Request
Repeat the listing in full, exactly as it stands.

======== Dataset extract

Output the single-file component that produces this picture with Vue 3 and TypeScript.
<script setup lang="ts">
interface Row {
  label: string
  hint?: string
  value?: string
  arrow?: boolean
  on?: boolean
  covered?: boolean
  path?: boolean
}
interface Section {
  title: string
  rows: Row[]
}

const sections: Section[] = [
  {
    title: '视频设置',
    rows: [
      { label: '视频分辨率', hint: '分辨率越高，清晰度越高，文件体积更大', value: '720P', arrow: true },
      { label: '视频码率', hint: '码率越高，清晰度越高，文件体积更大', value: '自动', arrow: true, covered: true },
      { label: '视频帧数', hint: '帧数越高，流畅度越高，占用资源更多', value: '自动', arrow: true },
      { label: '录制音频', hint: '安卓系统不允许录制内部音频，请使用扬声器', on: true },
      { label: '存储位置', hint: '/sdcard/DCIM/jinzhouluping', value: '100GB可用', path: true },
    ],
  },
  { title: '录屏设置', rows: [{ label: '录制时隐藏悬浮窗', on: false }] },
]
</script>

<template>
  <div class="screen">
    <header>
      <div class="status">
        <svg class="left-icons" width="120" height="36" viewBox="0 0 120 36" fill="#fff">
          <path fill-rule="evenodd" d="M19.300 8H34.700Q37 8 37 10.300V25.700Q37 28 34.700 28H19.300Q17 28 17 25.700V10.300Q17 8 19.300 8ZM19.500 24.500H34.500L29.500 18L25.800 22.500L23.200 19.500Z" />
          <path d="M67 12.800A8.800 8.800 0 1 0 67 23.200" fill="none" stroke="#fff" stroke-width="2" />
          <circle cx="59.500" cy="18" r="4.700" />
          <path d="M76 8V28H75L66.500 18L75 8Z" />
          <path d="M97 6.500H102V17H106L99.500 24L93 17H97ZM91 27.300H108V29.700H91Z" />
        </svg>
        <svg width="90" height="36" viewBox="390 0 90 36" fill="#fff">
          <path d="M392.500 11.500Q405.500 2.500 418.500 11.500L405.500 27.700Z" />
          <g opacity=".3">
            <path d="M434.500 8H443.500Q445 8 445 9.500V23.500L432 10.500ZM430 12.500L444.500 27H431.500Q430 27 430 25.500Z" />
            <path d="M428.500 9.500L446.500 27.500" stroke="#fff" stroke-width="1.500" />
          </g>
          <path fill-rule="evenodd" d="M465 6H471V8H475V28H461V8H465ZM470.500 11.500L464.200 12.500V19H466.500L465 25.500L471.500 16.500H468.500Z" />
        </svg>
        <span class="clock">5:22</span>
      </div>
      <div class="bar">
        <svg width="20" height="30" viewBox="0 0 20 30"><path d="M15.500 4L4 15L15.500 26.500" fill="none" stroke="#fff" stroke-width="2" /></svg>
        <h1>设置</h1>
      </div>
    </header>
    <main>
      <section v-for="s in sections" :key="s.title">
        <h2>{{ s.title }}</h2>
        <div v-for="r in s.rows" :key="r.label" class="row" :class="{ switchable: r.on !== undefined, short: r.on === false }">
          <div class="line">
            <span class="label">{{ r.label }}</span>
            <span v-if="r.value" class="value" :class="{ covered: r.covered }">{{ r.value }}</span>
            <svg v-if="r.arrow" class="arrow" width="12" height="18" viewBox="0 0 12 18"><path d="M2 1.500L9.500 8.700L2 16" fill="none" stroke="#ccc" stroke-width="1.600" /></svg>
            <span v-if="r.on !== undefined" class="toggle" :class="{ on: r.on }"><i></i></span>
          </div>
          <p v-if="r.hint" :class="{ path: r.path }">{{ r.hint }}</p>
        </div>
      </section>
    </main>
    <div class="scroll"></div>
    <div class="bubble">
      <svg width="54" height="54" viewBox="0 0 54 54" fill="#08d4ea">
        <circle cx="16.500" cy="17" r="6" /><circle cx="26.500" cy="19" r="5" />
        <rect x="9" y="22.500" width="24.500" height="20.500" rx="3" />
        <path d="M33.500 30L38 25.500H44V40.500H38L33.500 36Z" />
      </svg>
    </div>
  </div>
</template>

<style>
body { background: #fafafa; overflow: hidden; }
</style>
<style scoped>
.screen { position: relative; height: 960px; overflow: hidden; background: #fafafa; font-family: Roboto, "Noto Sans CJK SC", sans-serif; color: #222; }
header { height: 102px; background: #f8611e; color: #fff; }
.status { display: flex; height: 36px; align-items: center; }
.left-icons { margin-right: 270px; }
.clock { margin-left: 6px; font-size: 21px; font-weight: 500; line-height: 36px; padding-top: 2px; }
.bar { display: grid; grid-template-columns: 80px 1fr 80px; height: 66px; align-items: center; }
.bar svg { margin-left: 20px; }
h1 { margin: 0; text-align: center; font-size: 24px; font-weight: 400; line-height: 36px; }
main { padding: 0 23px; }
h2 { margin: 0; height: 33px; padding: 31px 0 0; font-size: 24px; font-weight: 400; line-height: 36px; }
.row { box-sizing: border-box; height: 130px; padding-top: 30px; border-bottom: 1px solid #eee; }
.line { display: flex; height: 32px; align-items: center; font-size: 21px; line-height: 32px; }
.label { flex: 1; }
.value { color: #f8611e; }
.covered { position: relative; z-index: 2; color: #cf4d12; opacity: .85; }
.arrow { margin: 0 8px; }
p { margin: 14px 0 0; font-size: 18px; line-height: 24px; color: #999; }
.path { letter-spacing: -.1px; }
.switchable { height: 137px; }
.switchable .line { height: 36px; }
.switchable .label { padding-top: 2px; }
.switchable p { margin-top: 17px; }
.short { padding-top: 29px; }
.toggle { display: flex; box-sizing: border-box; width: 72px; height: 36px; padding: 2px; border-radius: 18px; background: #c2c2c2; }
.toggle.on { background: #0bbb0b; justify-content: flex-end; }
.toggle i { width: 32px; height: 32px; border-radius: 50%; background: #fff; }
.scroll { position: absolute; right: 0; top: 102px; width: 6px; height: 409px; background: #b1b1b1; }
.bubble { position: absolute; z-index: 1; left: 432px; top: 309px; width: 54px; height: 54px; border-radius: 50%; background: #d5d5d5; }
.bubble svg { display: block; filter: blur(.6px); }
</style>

================

Expected answer
Output the single-file component that produces this picture with Vue 3 and TypeScript.
<script setup lang="ts">
interface Row {
  label: string
  hint?: string
  value?: string
  arrow?: boolean
  on?: boolean
  covered?: boolean
  path?: boolean
}
interface Section {
  title: string
  rows: Row[]
}

const sections: Section[] = [
  {
    title: '视频设置',
    rows: [
      { label: '视频分辨率', hint: '分辨率越高，清晰度越高，文件体积更大', value: '720P', arrow: true },
      { label: '视频码率', hint: '码率越高，清晰度越高，文件体积更大', value: '自动', arrow: true, covered: true },
      { label: '视频帧数', hint: '帧数越高，流畅度越高，占用资源更多', value: '自动', arrow: true },
      { label: '录制音频', hint: '安卓系统不允许录制内部音频，请使用扬声器', on: true },
      { label: '存储位置', hint: '/sdcard/DCIM/jinzhouluping', value: '100GB可用', path: true },
    ],
  },
  { title: '录屏设置', rows: [{ label: '录制时隐藏悬浮窗', on: false }] },
]
</script>

<template>
  <div class="screen">
    <header>
      <div class="status">
        <svg class="left-icons" width="120" height="36" viewBox="0 0 120 36" fill="#fff">
          <path fill-rule="evenodd" d="M19.300 8H34.700Q37 8 37 10.300V25.700Q37 28 34.700 28H19.300Q17 28 17 25.700V10.300Q17 8 19.300 8ZM19.500 24.500H34.500L29.500 18L25.800 22.500L23.200 19.500Z" />
          <path d="M67 12.800A8.800 8.800 0 1 0 67 23.200" fill="none" stroke="#fff" stroke-width="2" />
          <circle cx="59.500" cy="18" r="4.700" />
          <path d="M76 8V28H75L66.500 18L75 8Z" />
          <path d="M97 6.500H102V17H106L99.500 24L93 17H97ZM91 27.300H108V29.700H91Z" />
        </svg>
        <svg width="90" height="36" viewBox="390 0 90 36" fill="#fff">
          <path d="M392.500 11.500Q405.500 2.500 418.500 11.500L405.500 27.700Z" />
          <g opacity=".3">
            <path d="M434.500 8H443.500Q445 8 445 9.500V23.500L432 10.500ZM430 12.500L444.500 27H431.500Q430 27 430 25.500Z" />
            <path d="M428.500 9.500L446.500 27.500" stroke="#fff" stroke-width="1.500" />
          </g>
          <path fill-rule="evenodd" d="M465 6H471V8H475V28H461V8H465ZM470.500 11.500L464.200 12.500V19H466.500L465 25.500L471.500 16.500H468.500Z" />
        </svg>
        <span class="clock">5:22</span>
      </div>
      <div class="bar">
        <svg width="20" height="30" viewBox="0 0 20 30"><path d="M15.500 4L4 15L15.500 26.500" fill="none" stroke="#fff" stroke-width="2" /></svg>
        <h1>设置</h1>
      </div>
    </header>
    <main>
      <section v-for="s in sections" :key="s.title">
        <h2>{{ s.title }}</h2>
        <div v-for="r in s.rows" :key="r.label" class="row" :class="{ switchable: r.on !== undefined, short: r.on === false }">
          <div class="line">
            <span class="label">{{ r.label }}</span>
            <span v-if="r.value" class="value" :class="{ covered: r.covered }">{{ r.value }}</span>
            <svg v-if="r.arrow" class="arrow" width="12" height="18" viewBox="0 0 12 18"><path d="M2 1.500L9.500 8.700L2 16" fill="none" stroke="#ccc" stroke-width="1.600" /></svg>
            <span v-if="r.on !== undefined" class="toggle" :class="{ on: r.on }"><i></i></span>
          </div>
          <p v-if="r.hint" :class="{ path: r.path }">{{ r.hint }}</p>
        </div>
      </section>
    </main>
    <div class="scroll"></div>
    <div class="bubble">
      <svg width="54" height="54" viewBox="0 0 54 54" fill="#08d4ea">
        <circle cx="16.500" cy="17" r="6" /><circle cx="26.500" cy="19" r="5" />
        <rect x="9" y="22.500" width="24.500" height="20.500" rx="3" />
        <path d="M33.500 30L38 25.500H44V40.500H38L33.500 36Z" />
      </svg>
    </div>
  </div>
</template>

<style>
body { background: #fafafa; overflow: hidden; }
</style>
<style scoped>
.screen { position: relative; height: 960px; overflow: hidden; background: #fafafa; font-family: Roboto, "Noto Sans CJK SC", sans-serif; color: #222; }
header { height: 102px; background: #f8611e; color: #fff; }
.status { display: flex; height: 36px; align-items: center; }
.left-icons { margin-right: 270px; }
.clock { margin-left: 6px; font-size: 21px; font-weight: 500; line-height: 36px; padding-top: 2px; }
.bar { display: grid; grid-template-columns: 80px 1fr 80px; height: 66px; align-items: center; }
.bar svg { margin-left: 20px; }
h1 { margin: 0; text-align: center; font-size: 24px; font-weight: 400; line-height: 36px; }
main { padding: 0 23px; }
h2 { margin: 0; height: 33px; padding: 31px 0 0; font-size: 24px; font-weight: 400; line-height: 36px; }
.row { box-sizing: border-box; height: 130px; padding-top: 30px; border-bottom: 1px solid #eee; }
.line { display: flex; height: 32px; align-items: center; font-size: 21px; line-height: 32px; }
.label { flex: 1; }
.value { color: #f8611e; }
.covered { position: relative; z-index: 2; color: #cf4d12; opacity: .85; }
.arrow { margin: 0 8px; }
p { margin: 14px 0 0; font-size: 18px; line-height: 24px; color: #999; }
.path { letter-spacing: -.1px; }
.switchable { height: 137px; }
.switchable .line { height: 36px; }
.switchable .label { padding-top: 2px; }
.switchable p { margin-top: 17px; }
.short { padding-top: 29px; }
.toggle { display: flex; box-sizing: border-box; width: 72px; height: 36px; padding: 2px; border-radius: 18px; background: #c2c2c2; }
.toggle.on { background: #0bbb0b; justify-content: flex-end; }
.toggle i { width: 32px; height: 32px; border-radius: 50%; background: #fff; }
.scroll { position: absolute; right: 0; top: 102px; width: 6px; height: 409px; background: #b1b1b1; }
.bubble { position: absolute; z-index: 1; left: 432px; top: 309px; width: 54px; height: 54px; border-radius: 50%; background: #d5d5d5; }
.bubble svg { display: block; filter: blur(.6px); }
</style>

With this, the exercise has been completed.